#### [Records from a dataset]
================================

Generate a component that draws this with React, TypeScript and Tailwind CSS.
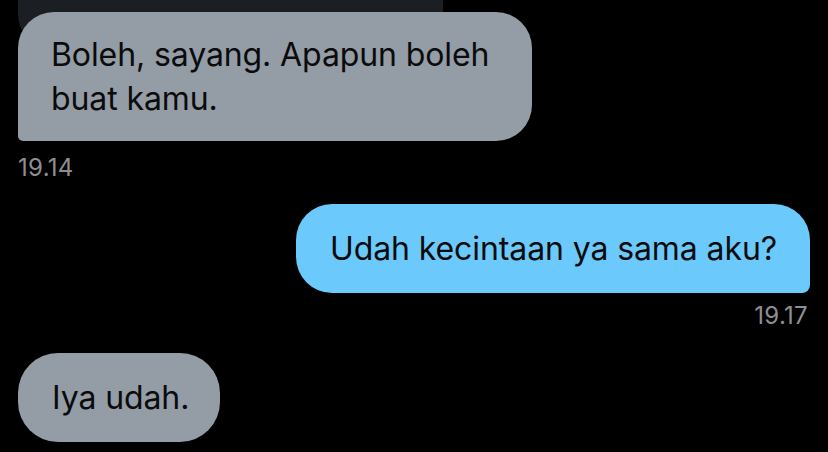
import React from "react";

export default function App() {
  const font = { fontFamily: "Inter, 'Noto Sans', sans-serif" };
  return (
    <div
      className="w-[828px] h-[452px] bg-black overflow-hidden flex flex-col px-[18px]"
      style={font}
    >
      <div className="w-[425px] h-[90px] -mt-[40px] shrink-0 rounded-[36px] bg-[#1b1e22]" />
      <div className="w-[514px] h-[129px] -mt-[38px] shrink-0 rounded-[36px] rounded-bl-[5px] bg-[#949ca6] flex items-center pl-[33px] text-[32px] leading-[44px] text-[#0b0b0c] tracking-[-0.1px]">
        <p>
          Boleh, sayang. Apapun boleh
          <br />
          buat kamu.
        </p>
      </div>
      <div className="mt-[14px] text-[24px] leading-[26px] text-[#8e8f94] tracking-[0.3px]">19.14</div>
      <div className="self-end mt-[23px] w-[514px] h-[89px] shrink-0 rounded-[36px] rounded-br-[8px] bg-[#6cc9fc] flex items-center pl-[34px] text-[32px] leading-[44px] text-[#0b0b0c] tracking-[-0.1px]">
        Udah kecintaan ya sama aku?
      </div>
      <div className="self-end mt-[10px] mr-[2px] text-[24px] leading-[26px] text-[#8e8f94] tracking-[0.3px]">19.17</div>
      <div className="mt-[24px] w-[202px] h-[89px] shrink-0 rounded-[40px] bg-[#949ca6] flex items-center pl-[34px] text-[32px] leading-[44px] text-[#0b0b0c] tracking-[-0.1px]">
        Iya udah.
      </div>
    </div>
  );
}
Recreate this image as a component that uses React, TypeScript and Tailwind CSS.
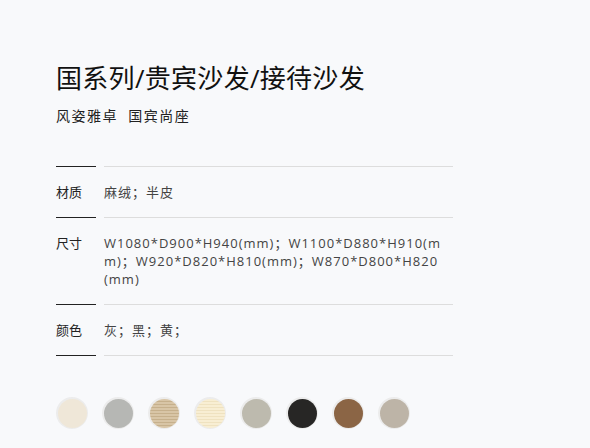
import React from 'react';

interface SpecRow {
  label: string;
  value: string;
}

const specs: SpecRow[] = [
  { label: '材质', value: '麻绒；半皮' },
  {
    label: '尺寸',
    value: 'W1080*D900*H940(mm)；W1100*D880*H910(mm)；W920*D820*H810(mm)；W870*D800*H820(mm)',
  },
  { label: '颜色', value: '灰；黑；黄；' },
];

// 面料色卡
const swatches: string[] = [
  'bg-[#efe7d8]',
  'bg-[#b6b7b4]',
  'bg-[repeating-linear-gradient(0deg,#d8c5a6_0px,#d8c5a6_2px,#c6b08c_2px,#c6b08c_3px)]',
  'bg-[repeating-linear-gradient(0deg,#f8eed3_0px,#f8eed3_2px,#efe2c0_2px,#efe2c0_3px)]',
  'bg-[#bdbaae]',
  'bg-[#272625]',
  'bg-[#8b6545]',
  'bg-[#bdb4a7]',
];

const SpecItem: React.FC<{ row: SpecRow }> = ({ row }) => (
  <div className="flex">
    <div className="w-12 shrink-0">
      <div className="w-10 h-px bg-[#222]" />
      <div className="py-4 text-[13px] leading-[18px] text-[#222]">{row.label}</div>
    </div>
    <div className="flex-1">
      <div className="h-px bg-[#dddddd]" />
      <div className="py-4 text-[13px] leading-[18px] tracking-[1px] text-[#444] break-all">
        {row.value}
      </div>
    </div>
  </div>
);

export default function App() {
  return (
    <div className="w-[590px] h-[448px] bg-[#f8f9fb] pl-14 pt-[60px] overflow-hidden font-['Open_Sans','Noto_Sans_CJK_SC',sans-serif]">
      <h1 className="text-[26px] leading-9 tracking-[0.3px] text-[#111] font-normal">
        国系列/贵宾沙发/接待沙发
      </h1>
      <p className="mt-[10px] text-[14px] leading-5 tracking-[1.5px] text-[#222]">
        风姿雅卓&nbsp;&nbsp;国宾尚座
      </p>

      <div className="mt-[40px] w-[397px]">
        {specs.map((row) => (
          <SpecItem key={row.label} row={row} />
        ))}
        <div className="flex">
          <div className="w-12 shrink-0">
            <div className="w-10 h-px bg-[#222]" />
          </div>
          <div className="flex-1 h-px bg-[#dddddd]" />
        </div>
      </div>

      <div className="mt-[41px] flex gap-[14px]">
        {swatches.map((cls, i) => (
          <div key={i} className="w-8 h-8 rounded-full bg-[#ececec] flex">
            <div className={`w-[29px] h-[29px] rounded-full mt-[2px] ml-[2px] ${cls}`} />
          </div>
        ))}
      </div>
    </div>
  );
}
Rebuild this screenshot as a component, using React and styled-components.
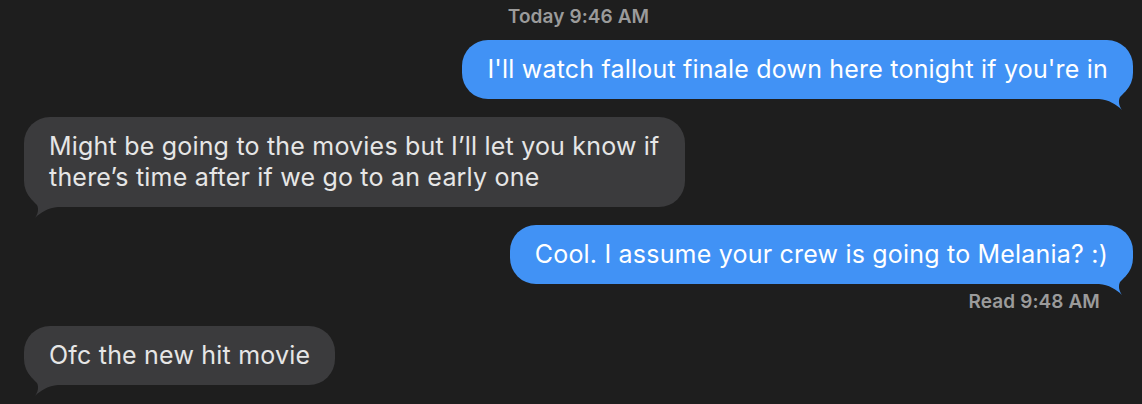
import React from "react";
import styled, { createGlobalStyle } from "styled-components";

const Global = createGlobalStyle`
  html, body { margin: 0; padding: 0; background: #1e1e1e; }
  body { font-family: Inter, "Noto Sans", "Liberation Sans", sans-serif; -webkit-font-smoothing: antialiased; }
`;

const Thread = styled.div`
  width: 1142px;
  height: 404px;
  box-sizing: border-box;
  padding: 5px 9px 0 24px;
  display: flex;
  flex-direction: column;
  overflow: hidden;
`;

const Stamp = styled.div`
  display: flex;
  justify-content: center;
  color: #9b9b9b;
  font-size: 19px;
  font-weight: 600;
  line-height: 24px;
  letter-spacing: 0.1px;
`;

const Row = styled.div`
  display: flex;
  justify-content: ${(p) => (p.$out ? "flex-end" : "flex-start")};
  margin-top: ${(p) => p.$gap}px;
`;

const Bubble = styled.div`
  position: relative;
  box-sizing: border-box;
  padding: 14px 25px 14px 25px;
  border-radius: 26px;
  background: ${(p) => (p.$out ? "#4192f5" : "#3b3b3d")};
  color: ${(p) => (p.$out ? "#ffffff" : "#e6e6e6")};
  font-size: 25px;
  line-height: 31px;
  letter-spacing: 0.2px;
  white-space: nowrap;
`;

const Text = styled.span`
  position: relative;
`;

const TailSvg = styled.svg`
  position: absolute;
  bottom: -11px;
  ${(p) => (p.$out ? "right: 0;" : "left: 0; transform: scaleX(-1);")}
  width: 34px;
  height: 50px;
  overflow: visible;
`;

const Receipt = styled.div`
  display: flex;
  justify-content: flex-end;
  padding-right: 33px;
  margin-top: 6px;
  color: #9b9b9b;
  font-size: 19px;
  font-weight: 600;
  line-height: 24px;
  letter-spacing: 0.1px;
`;

function Tail({ out }) {
  return (
    <TailSvg $out={out} viewBox="0 0 34 50">
      <path
        d="M0 39 C10 40 17 44 23 50 C20 46 19 41 21 37 C28 30 33 24 33 12 L33 0 L0 0 Z"
        fill={out ? "#4192f5" : "#3b3b3d"}
      />
    </TailSvg>
  );
}

function Message({ out, gap, children }) {
  return (
    <Row $out={out} $gap={gap}>
      <Bubble $out={out}>
        <Tail out={out} />
        <Text>{children}</Text>
      </Bubble>
    </Row>
  );
}

export default function App() {
  return (
    <>
      <Global />
      <Thread>
        <Stamp>Today 9:46 AM</Stamp>
        <Message out gap={11}>
          I'll watch fallout finale down here tonight if you're in
        </Message>
        <Message gap={18}>
          Might be going to the movies but I’ll let you know if
          <br />
          there’s time after if we go to an early one
        </Message>
        <Message out gap={18}>
          Cool. I assume your crew is going to Melania? :)
        </Message>
        <Receipt>Read 9:48 AM</Receipt>
        <Message gap={12}>Ofc the new hit movie</Message>
      </Thread>
    </>
  );
}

================================

Copy every record above exactly, leaving out the pictures.

#### [Solution to the problem]
Generate a component that draws this with React, TypeScript and Tailwind CSS.
import React from "react";

export default function App() {
  const font = { fontFamily: "Inter, 'Noto Sans', sans-serif" };
  return (
    <div
      className="w-[828px] h-[452px] bg-black overflow-hidden flex flex-col px-[18px]"
      style={font}
    >
      <div className="w-[425px] h-[90px] -mt-[40px] shrink-0 rounded-[36px] bg-[#1b1e22]" />
      <div className="w-[514px] h-[129px] -mt-[38px] shrink-0 rounded-[36px] rounded-bl-[5px] bg-[#949ca6] flex items-center pl-[33px] text-[32px] leading-[44px] text-[#0b0b0c] tracking-[-0.1px]">
        <p>
          Boleh, sayang. Apapun boleh
          <br />
          buat kamu.
        </p>
      </div>
      <div className="mt-[14px] text-[24px] leading-[26px] text-[#8e8f94] tracking-[0.3px]">19.14</div>
      <div className="self-end mt-[23px] w-[514px] h-[89px] shrink-0 rounded-[36px] rounded-br-[8px] bg-[#6cc9fc] flex items-center pl-[34px] text-[32px] leading-[44px] text-[#0b0b0c] tracking-[-0.1px]">
        Udah kecintaan ya sama aku?
      </div>
      <div className="self-end mt-[10px] mr-[2px] text-[24px] leading-[26px] text-[#8e8f94] tracking-[0.3px]">19.17</div>
      <div className="mt-[24px] w-[202px] h-[89px] shrink-0 rounded-[40px] bg-[#949ca6] flex items-center pl-[34px] text-[32px] leading-[44px] text-[#0b0b0c] tracking-[-0.1px]">
        Iya udah.
      </div>
    </div>
  );
}
Recreate this image as a component that uses React, TypeScript and Tailwind CSS.
import React from 'react';

interface SpecRow {
  label: string;
  value: string;
}

const specs: SpecRow[] = [
  { label: '材质', value: '麻绒；半皮' },
  {
    label: '尺寸',
    value: 'W1080*D900*H940(mm)；W1100*D880*H910(mm)；W920*D820*H810(mm)；W870*D800*H820(mm)',
  },
  { label: '颜色', value: '灰；黑；黄；' },
];

// 面料色卡
const swatches: string[] = [
  'bg-[#efe7d8]',
  'bg-[#b6b7b4]',
  'bg-[repeating-linear-gradient(0deg,#d8c5a6_0px,#d8c5a6_2px,#c6b08c_2px,#c6b08c_3px)]',
  'bg-[repeating-linear-gradient(0deg,#f8eed3_0px,#f8eed3_2px,#efe2c0_2px,#efe2c0_3px)]',
  'bg-[#bdbaae]',
  'bg-[#272625]',
  'bg-[#8b6545]',
  'bg-[#bdb4a7]',
];

const SpecItem: React.FC<{ row: SpecRow }> = ({ row }) => (
  <div className="flex">
    <div className="w-12 shrink-0">
      <div className="w-10 h-px bg-[#222]" />
      <div className="py-4 text-[13px] leading-[18px] text-[#222]">{row.label}</div>
    </div>
    <div className="flex-1">
      <div className="h-px bg-[#dddddd]" />
      <div className="py-4 text-[13px] leading-[18px] tracking-[1px] text-[#444] break-all">
        {row.value}
      </div>
    </div>
  </div>
);

export default function App() {
  return (
    <div className="w-[590px] h-[448px] bg-[#f8f9fb] pl-14 pt-[60px] overflow-hidden font-['Open_Sans','Noto_Sans_CJK_SC',sans-serif]">
      <h1 className="text-[26px] leading-9 tracking-[0.3px] text-[#111] font-normal">
        国系列/贵宾沙发/接待沙发
      </h1>
      <p className="mt-[10px] text-[14px] leading-5 tracking-[1.5px] text-[#222]">
        风姿雅卓&nbsp;&nbsp;国宾尚座
      </p>

      <div className="mt-[40px] w-[397px]">
        {specs.map((row) => (
          <SpecItem key={row.label} row={row} />
        ))}
        <div className="flex">
          <div className="w-12 shrink-0">
            <div className="w-10 h-px bg-[#222]" />
          </div>
          <div className="flex-1 h-px bg-[#dddddd]" />
        </div>
      </div>

      <div className="mt-[41px] flex gap-[14px]">
        {swatches.map((cls, i) => (
          <div key={i} className="w-8 h-8 rounded-full bg-[#ececec] flex">
            <div className={`w-[29px] h-[29px] rounded-full mt-[2px] ml-[2px] ${cls}`} />
          </div>
        ))}
      </div>
    </div>
  );
}
Rebuild this screenshot as a component, using React and styled-components.
import React from "react";
import styled, { createGlobalStyle } from "styled-components";

const Global = createGlobalStyle`
  html, body { margin: 0; padding: 0; background: #1e1e1e; }
  body { font-family: Inter, "Noto Sans", "Liberation Sans", sans-serif; -webkit-font-smoothing: antialiased; }
`;

const Thread = styled.div`
  width: 1142px;
  height: 404px;
  box-sizing: border-box;
  padding: 5px 9px 0 24px;
  display: flex;
  flex-direction: column;
  overflow: hidden;
`;

const Stamp = styled.div`
  display: flex;
  justify-content: center;
  color: #9b9b9b;
  font-size: 19px;
  font-weight: 600;
  line-height: 24px;
  letter-spacing: 0.1px;
`;

const Row = styled.div`
  display: flex;
  justify-content: ${(p) => (p.$out ? "flex-end" : "flex-start")};
  margin-top: ${(p) => p.$gap}px;
`;

const Bubble = styled.div`
  position: relative;
  box-sizing: border-box;
  padding: 14px 25px 14px 25px;
  border-radius: 26px;
  background: ${(p) => (p.$out ? "#4192f5" : "#3b3b3d")};
  color: ${(p) => (p.$out ? "#ffffff" : "#e6e6e6")};
  font-size: 25px;
  line-height: 31px;
  letter-spacing: 0.2px;
  white-space: nowrap;
`;

const Text = styled.span`
  position: relative;
`;

const TailSvg = styled.svg`
  position: absolute;
  bottom: -11px;
  ${(p) => (p.$out ? "right: 0;" : "left: 0; transform: scaleX(-1);")}
  width: 34px;
  height: 50px;
  overflow: visible;
`;

const Receipt = styled.div`
  display: flex;
  justify-content: flex-end;
  padding-right: 33px;
  margin-top: 6px;
  color: #9b9b9b;
  font-size: 19px;
  font-weight: 600;
  line-height: 24px;
  letter-spacing: 0.1px;
`;

function Tail({ out }) {
  return (
    <TailSvg $out={out} viewBox="0 0 34 50">
      <path
        d="M0 39 C10 40 17 44 23 50 C20 46 19 41 21 37 C28 30 33 24 33 12 L33 0 L0 0 Z"
        fill={out ? "#4192f5" : "#3b3b3d"}
      />
    </TailSvg>
  );
}

function Message({ out, gap, children }) {
  return (
    <Row $out={out} $gap={gap}>
      <Bubble $out={out}>
        <Tail out={out} />
        <Text>{children}</Text>
      </Bubble>
    </Row>
  );
}

export default function App() {
  return (
    <>
      <Global />
      <Thread>
        <Stamp>Today 9:46 AM</Stamp>
        <Message out gap={11}>
          I'll watch fallout finale down here tonight if you're in
        </Message>
        <Message gap={18}>
          Might be going to the movies but I’ll let you know if
          <br />
          there’s time after if we go to an early one
        </Message>
        <Message out gap={18}>
          Cool. I assume your crew is going to Melania? :)
        </Message>
        <Receipt>Read 9:48 AM</Receipt>
        <Message gap={12}>Ofc the new hit movie</Message>
      </Thread>
    </>
  );
}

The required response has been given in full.